While the company does not have a direct competitor at the moment, Kapoor says he would be shocked if the “largest enterprise companies” didn’t enter the market in the near future. The CEO says both he and his investors would welcome their entry and the market validating effect it would have.

With the additional capital in the bank, Apigee plans to accelerate its expansion into Asia-PAC and Latin America, as well as maintain its already “fairly significant” R&D spending, as Kapoor describes it.
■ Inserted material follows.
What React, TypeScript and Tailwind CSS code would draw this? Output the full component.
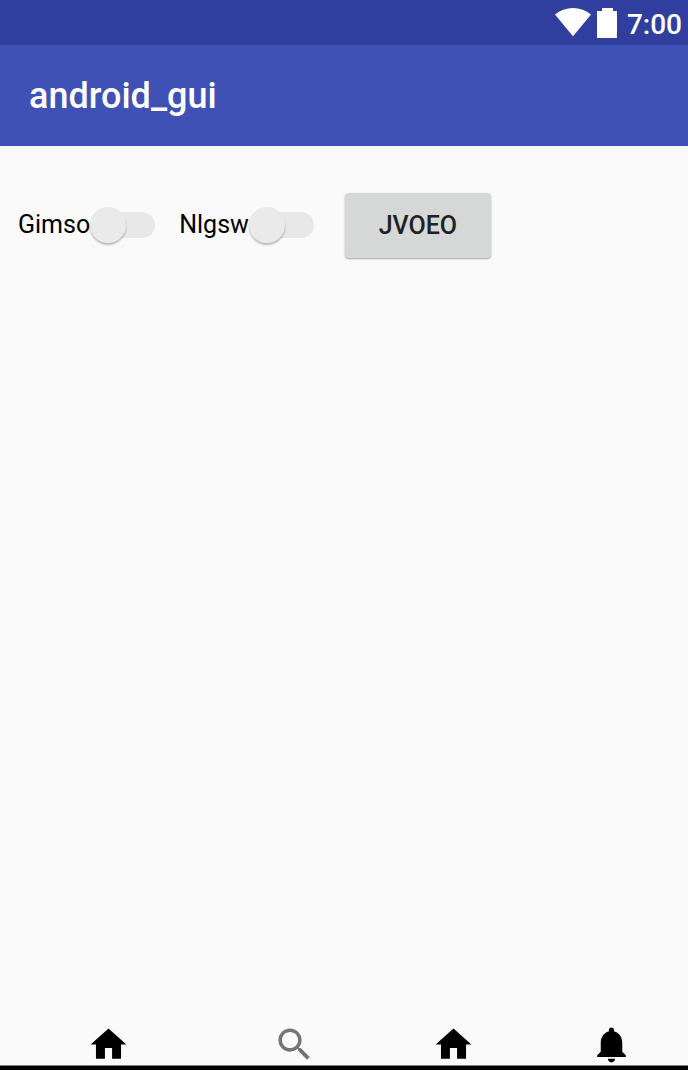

The CEO claims that outsiders will be surprised by the business model innovations it has achieved with international expansions to date, including the remote nature of its sales cycles and the limited need for on the ground teams.

Having completed two acquisitions thus far in 2012, it’s not a stretch to think that further M&A activity will be a part of the company’s growth plans. Kapoor hinted that this strategy may be used to rapidly expand into new vertical markets with industry-specific API solutions, such as the those recently acquired within the telecom sector.

Kapoor sees a world where the lines between the Web and enterprise are blurring rapidly. “It’s no longer just Netflix and Shazaam that are the forward thinkers,” he says. “Consumers are spending more time on mobile apps than on the Web. Every business – from technology start-ups to bricks-and-mortar giants -- needs an API to compete in a digital economy.”